● DATA SHOWN

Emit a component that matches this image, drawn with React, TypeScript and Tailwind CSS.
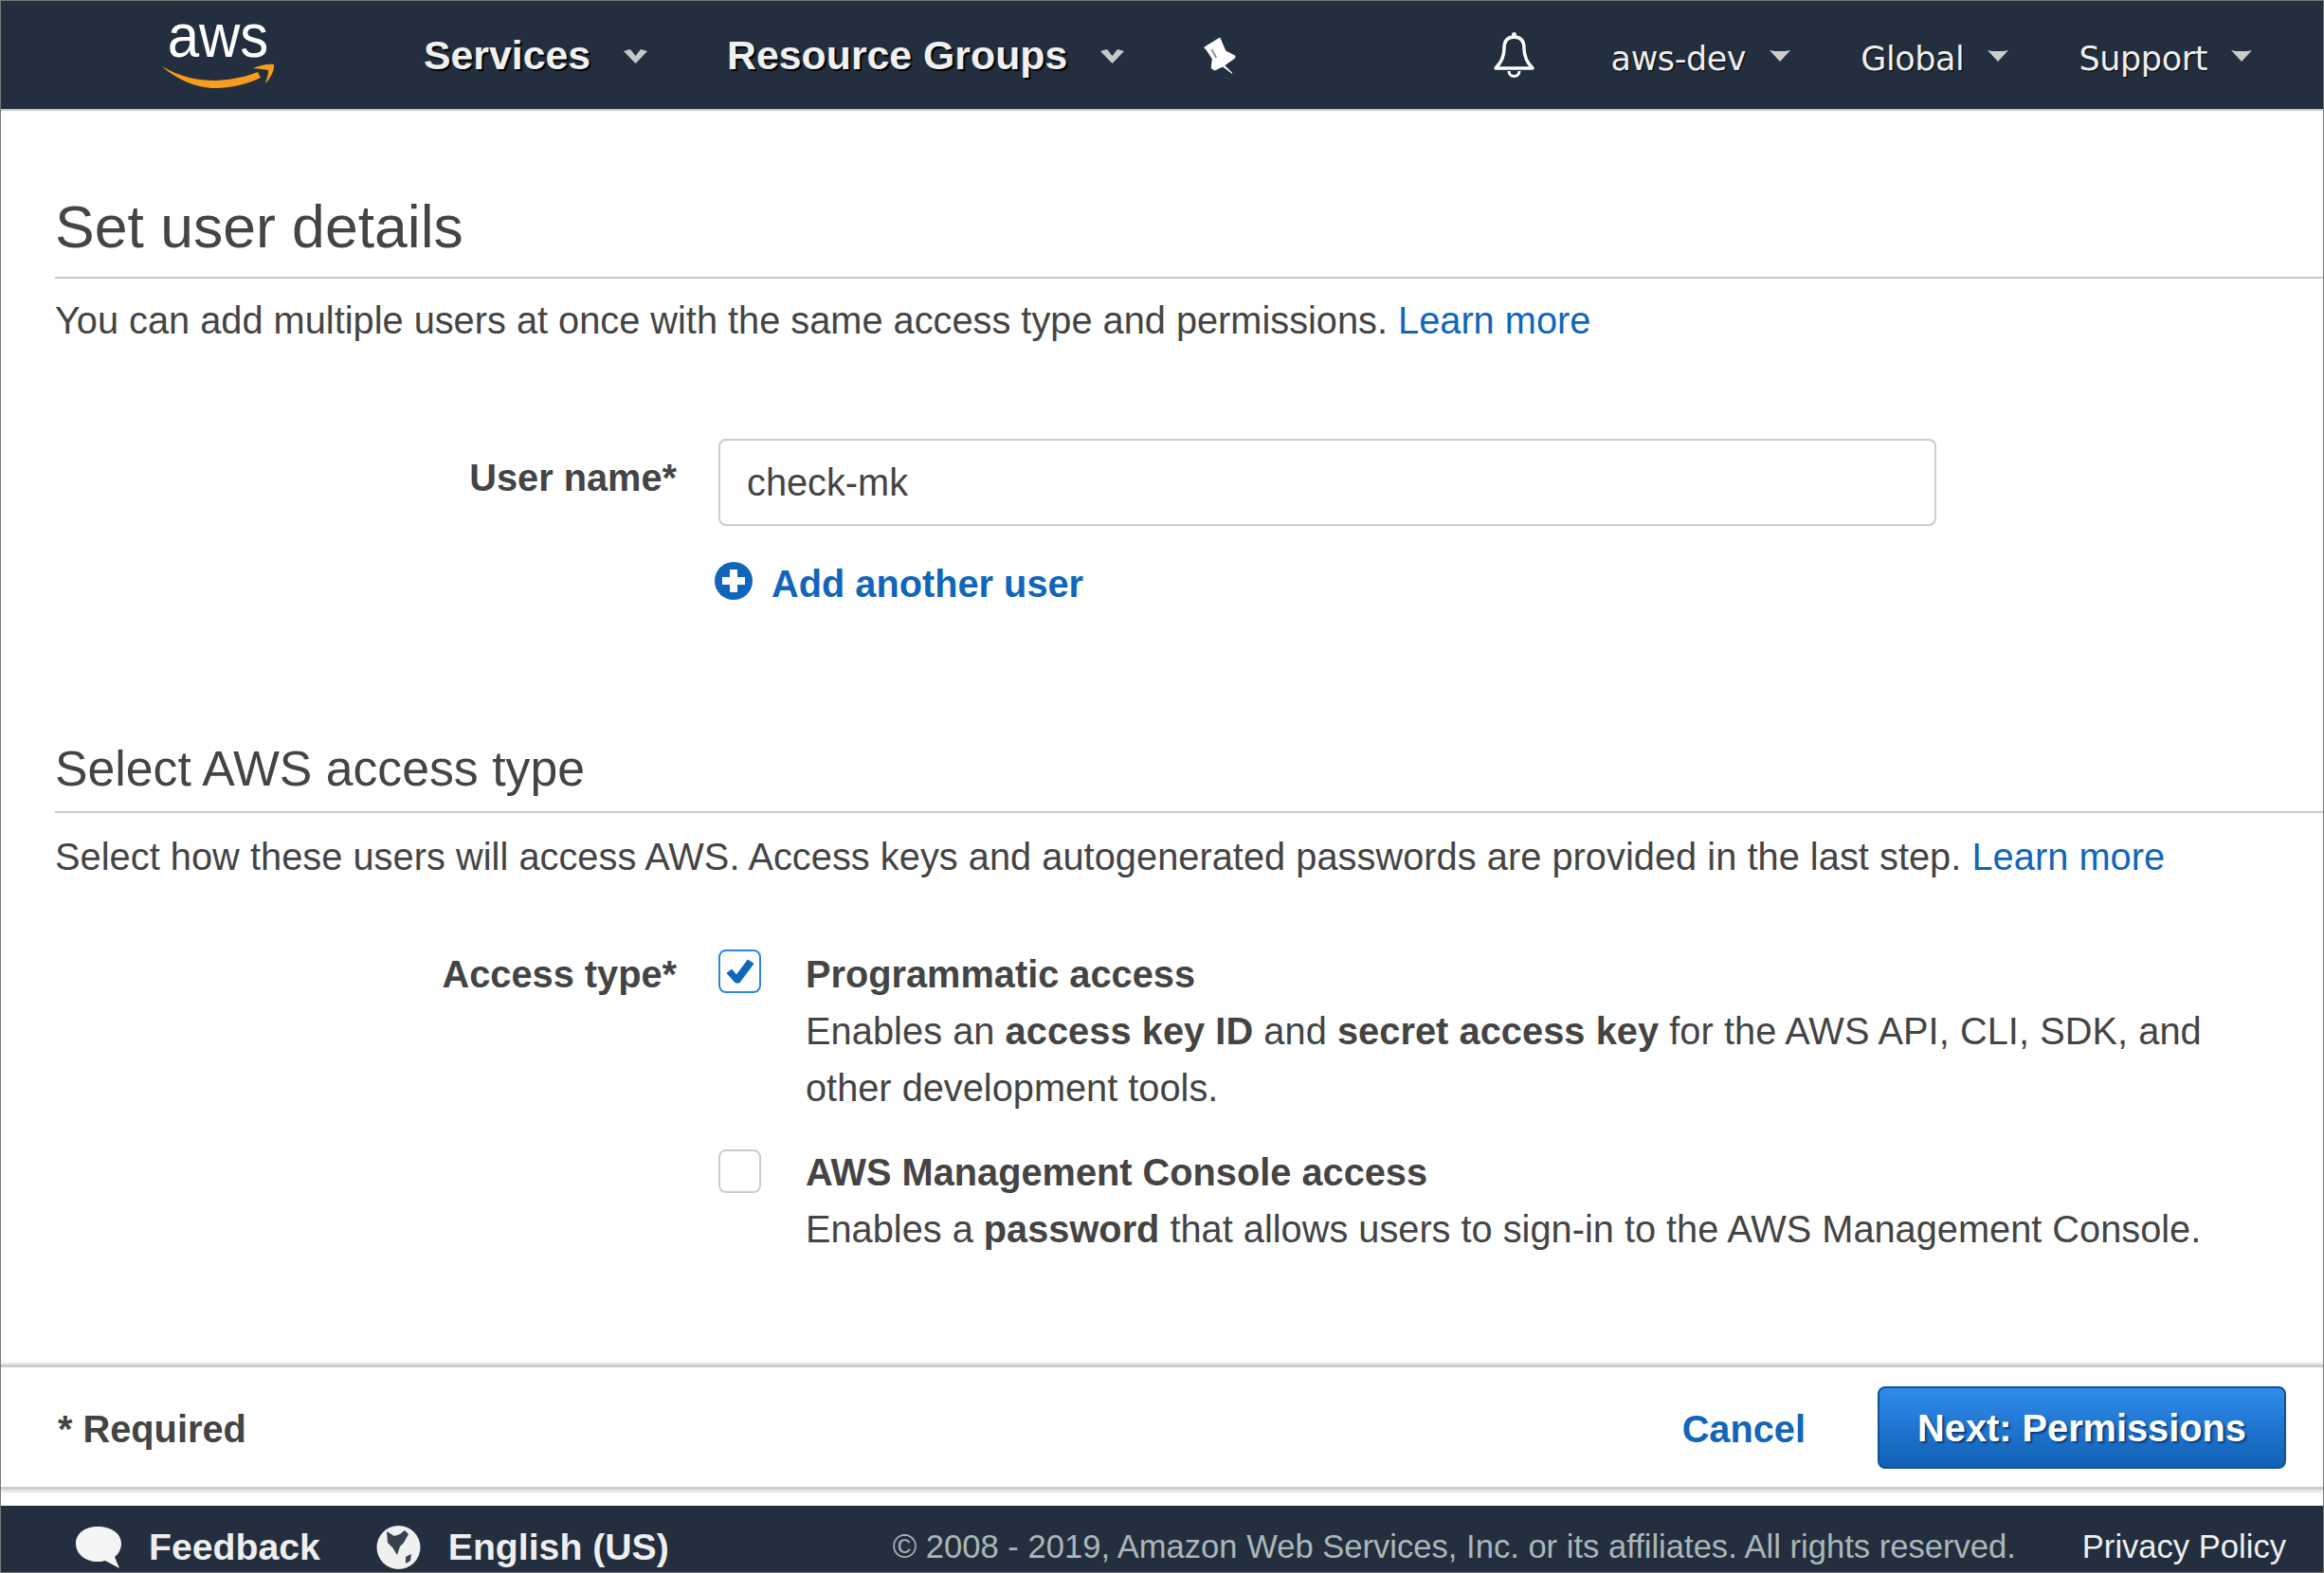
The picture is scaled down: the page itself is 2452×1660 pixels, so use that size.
import React from "react";

const NavTriangle = () => (
  <svg width="22" height="12" viewBox="0 0 22 12" className="ml-[25px] mt-[2px] shrink-0">
    <path d="M0 0l5 1h12l5-1-11 12z" fill="#ccc" />
  </svg>
);

const BoldCaret = () => (
  <svg width="25" height="15" viewBox="0 0 25 15" className="ml-[35px] mt-[3px] shrink-0">
    <path d="M0 2l7-2 5.5 7L18 0l7 2-12.5 13z" fill="#c4c8cc" />
  </svg>
);

const AwsLogo = () => (
  <div className="flex flex-col items-center w-[118px] shrink-0">
    <span className="-mt-[16px] -mb-[1px] text-[60px] leading-[60px] text-white scale-y-[1.09]">aws</span>
    <svg width="118" height="26" viewBox="0 0 118 26">
      <path d="M0 3C18 14 38 18 56 18C72 18 88 14 101 9L104 15C90 22 72 26 56 26C36 26 14 16 0 3Z" fill="#f79c1d" />
      <path d="M96 5C103 2 112 0 118 1C119 7 114 16 109 21C110 16 113 10 112 7C108 6 102 6 96 5Z" fill="#f79c1d" />
    </svg>
  </div>
);

const Checkbox = ({ checked }: { checked?: boolean }) => (
  <div
    className={
      checked
        ? "w-[45px] h-[46px] shrink-0 rounded-[8px] border-2 border-[#2e86e0] flex items-center justify-center"
        : "w-[45px] h-[46px] shrink-0 rounded-[8px] border-2 border-[#ccc]"
    }
  >
    {checked && (
      <svg width="30" height="26" viewBox="0 0 30 26">
        <path d="M1 15l5-4 5 6L23 1l6 4-15 20h-4z" fill="#1166bb" stroke="#1166bb" strokeLinejoin="round" />
      </svg>
    )}
  </div>
);

export default function App() {
  return (
    <div className="w-[2452px] h-[1660px] flex flex-col bg-white border-l border-r border-[#777] overflow-hidden text-[#444] font-['Liberation_Sans',sans-serif]">
      {/* top nav */}
      <div className="h-[117px] shrink-0 bg-[#232f3e] border-t border-t-[#777] border-b-2 border-b-[#ccc] flex items-center pl-[170px] pr-[75px]">
        <AwsLogo />
        <div className="ml-[158px] flex items-center text-[42.8px] font-bold text-[#f0f0f0] [text-shadow:2px_2px_1px_#000]">
          Services
          <BoldCaret />
        </div>
        <div className="ml-[84px] flex items-center text-[42.8px] font-bold text-[#f0f0f0] [text-shadow:2px_2px_1px_#000]">
          Resource Groups
          <BoldCaret />
        </div>
        <svg width="34" height="39" viewBox="0 0 34 39" className="ml-[84px] shrink-0">
          <path d="M0.7 11L17 1L19 5.7L23 15L33 20L32.7 22.3L21.7 30L30 38.3L20 31L11.7 35L8.3 33L9.3 23L3.3 14Z" fill="#fff" stroke="#fff" strokeLinejoin="round" />
          <path d="M8.3 13L13.3 22" stroke="#8c939b" strokeWidth="2" />
        </svg>
        <div className="ml-auto flex items-center text-[35px] text-[#eee] [text-shadow:1px_1px_1px_#000] font-['DejaVu_Sans',sans-serif] tracking-[-0.4px]">
          <svg width="45" height="50" viewBox="0 0 45 50" className="mr-[80px] shrink-0" fill="none" stroke="#fff" strokeWidth="3.5">
            <circle cx="22.5" cy="3.5" r="2.5" fill="#fff" stroke="none" />
            <path d="M22.5 6C15 6 12 11 12 18C12 28 8 34 3 39H42C37 34 33 28 33 18C33 11 30 6 22.5 6Z" strokeLinejoin="round" />
            <path d="M17 42a5.5 5.5 0 0 0 11 0" strokeWidth="3" />
          </svg>
          <span className="pt-[8px]">aws-dev</span>
          <NavTriangle />
          <span className="ml-[74px] pt-[8px]">Global</span>
          <NavTriangle />
          <span className="ml-[74px] pt-[8px]">Support</span>
          <NavTriangle />
        </div>
      </div>

      {/* main content */}
      <div className="flex-1 pl-[57px]">
        <h1 className="mt-[87px] text-[62.5px] leading-[70px] font-normal">Set user details</h1>
        <div className="mt-[18px] h-[2px] bg-[#ccc]" />
        <p className="mt-[21px] text-[39.75px] leading-[46px]">
          You can add multiple users at once with the same access type and permissions.{" "}
          <span className="text-[#1166bb]">Learn more</span>
        </p>

        <div className="mt-[102px] flex items-start">
          <label className="w-[656px] text-right text-[39.75px] font-bold leading-[46px] mt-[18px]">User name*</label>
          <div className="ml-[44px] w-[1285px] h-[92px] rounded-[8px] border-2 border-[#ccc] flex items-center pl-[28px] pt-[2px] text-[39.75px]">
            check-mk
          </div>
        </div>
        <div className="mt-[38px] ml-[696px] flex items-start text-[39.75px] font-bold leading-[46px] text-[#1166bb]">
          <svg width="40" height="40" viewBox="0 0 40 40" className="shrink-0">
            <circle cx="20" cy="20" r="20" fill="#1166bb" />
            <path d="M16 8h8v8h8v8h-8v8h-8v-8H8v-8h8z" fill="#fff" />
          </svg>
          <span className="ml-[20px]">Add another user</span>
        </div>

        <h2 className="mt-[142px] text-[51.75px] leading-[60px] font-normal">Select AWS access type</h2>
        <div className="mt-[15px] h-[2px] bg-[#ccc]" />
        <p className="mt-[23px] text-[39.75px] leading-[46px] tracking-[0.04px]">
          Select how these users will access AWS. Access keys and autogenerated passwords are provided in the last step.{" "}
          <span className="text-[#1166bb]">Learn more</span>
        </p>

        <div className="mt-[75px] flex items-start">
          <label className="w-[656px] text-right text-[39.75px] font-bold leading-[46px] mt-[3px]">Access type*</label>
          <div className="ml-[44px] flex flex-col">
            <div className="flex items-start">
              <Checkbox checked />
              <div className="ml-[47px] text-[39.75px] leading-[60px] w-[1520px] -mt-[4px]">
                <div className="font-bold">Programmatic access</div>
                <div className="tracking-[0.06px]">
                  Enables an <b>access key ID</b> and <b>secret access key</b> for the AWS API, CLI, SDK, and
                </div>
                <div>other development tools.</div>
              </div>
            </div>
            <div className="mt-[35px] flex items-start">
              <Checkbox />
              <div className="ml-[47px] text-[39.75px] leading-[60px] w-[1520px] -mt-[6px]">
                <div className="font-bold">AWS Management Console access</div>
                <div>
                  Enables a <b>password</b> that allows users to sign-in to the AWS Management Console.
                </div>
              </div>
            </div>
          </div>
        </div>
      </div>

      {/* action bar */}
      <div className="h-[132px] shrink-0 border-t-[3px] border-b-[3px] border-[#ccc] shadow-[0_-2px_3px_#e4e4e4,0_3px_3px_#e4e4e4] flex items-center pl-[60px] pr-[39px] mb-[17px]">
        <span className="text-[39.75px] font-bold pt-[6px]">* Required</span>
        <span className="ml-auto text-[39.75px] font-bold text-[#1166bb] pt-[6px]">Cancel</span>
        <button className="ml-[76px] w-[431px] h-[87px] pt-[4px] rounded-[8px] border-2 border-[#0f5298] bg-gradient-to-b from-[#2f8cec] to-[#1060b4] text-white text-[39.75px] font-bold [text-shadow:2px_2px_2px_#0a3c78]">
          Next: Permissions
        </button>
      </div>

      {/* footer */}
      <div className="h-[71px] shrink-0 bg-[#232f3e] border-b border-b-[#777] flex items-center pt-[18px] pl-[78px] pr-[39px] text-[39.2px]">
        <svg width="50" height="46" viewBox="0 0 50 46" className="shrink-0">
          <path d="M24 1c14 0 25 7 25 18 0 6-3 11-7 14l5 12-15-8c-3 1-5 1-8 1C11 38 1 30 1 19 1 8 11 1 24 1z" fill="#f4f4f4" />
        </svg>
        <span className="ml-[28px] font-bold text-[#eee]">Feedback</span>
        <svg width="47" height="46" viewBox="0 0 47 46" className="ml-[59px] shrink-0">
          <circle cx="23.5" cy="23" r="23" fill="#f0f0f0" />
          <path d="M11 6l8 5 6-2 5-4 4 4-5 9-4 4-3 9-5-8-5-5z" fill="#38424f" />
          <path d="M31 33l6-3-1 7-5 3z" fill="#38424f" />
        </svg>
        <span className="ml-[29px] font-bold text-[#eee]">English (US)</span>
        <span className="ml-auto text-[34.6px] text-[#aab7b8]">© 2008 - 2019, Amazon Web Services, Inc. or its affiliates. All rights reserved.</span>
        <span className="ml-[70px] text-[34.6px] text-[#eee]">Privacy Policy</span>
      </div>
    </div>
  );
}
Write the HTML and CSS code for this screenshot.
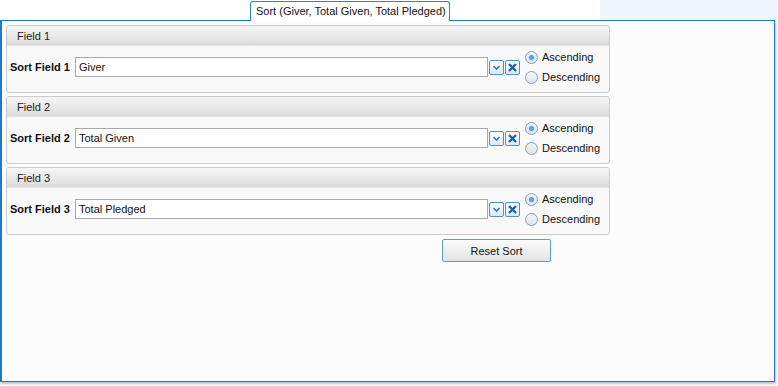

● WHAT NEEDS TO BE DONE
All lines from the start of the entries above through the line containing "import React from" are to be given again exactly; the pictures are not.

● ANSWER TO THE TASK
Emit a component that matches this image, drawn with React, TypeScript and Tailwind CSS.
The picture is scaled down: the page itself is 2452×1660 pixels, so use that size.
import React from "react";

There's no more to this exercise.